La lettre de ''L'Express''

Critique du régime gaullien
Ah ! le fier langage... Ah ! la douce musique...
Finie la guerre, oui, dans un délai « relativement proche » car « la victoire ne fait pas de doute ». Mais il n'y a rien là qui doive désespérer !
Comprenant dans quel désarroi de tels pronostics risquaient de plonger des milliers de jeunes gens frémissants du désir d'en découdre encore un peu, le général Challe, commandant en chef en Algérie, a su trouver en même temps les paroles qui s'imposaient pour apaiser leur angoisse et pour panser l'orgueil des familles toujours promptes à se formaliser sitôt qu'elles n'ont plus de fils au combat.

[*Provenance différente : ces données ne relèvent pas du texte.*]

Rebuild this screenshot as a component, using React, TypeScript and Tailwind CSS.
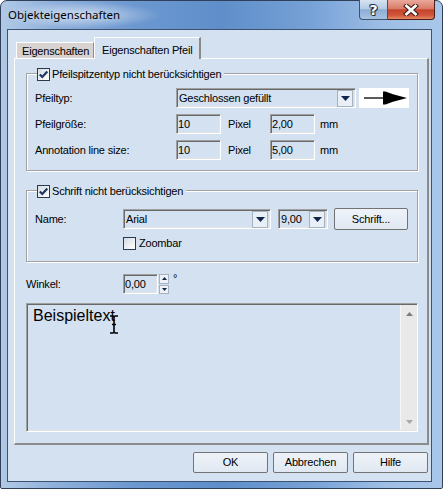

Ce que le général a promis ? On n'ose y croire tant ce serait exaltant. D'où, sans doute, la sage réserve des quotidiens qui, à l'exception d'un ou deux fanatiques de l'information, n'ont pas cru devoir reproduire intégralement sa déclaration. Ce qu'il a promis ? « Un champ de bataille profond qui peut aller de Brest à l'Oural... »
Enivrante perspective.
Certes, le général ne peut s'engager quant à la date, le problème ne dépendant pas entièrement de la France. Mais il a, semble-t-il, bon espoir :
« Quand nous aurons gagné ici, a-t-il encore promis, nous ne plierons pas bagages. Ici, dans cette guerre, préfiguration d'un conflit continental, nous avons d'abord appris à constituer une armature territoriale solide qui doit durer. Elle sera nécessaire ailleurs en d'autres temps. On ne peut pas en douter. »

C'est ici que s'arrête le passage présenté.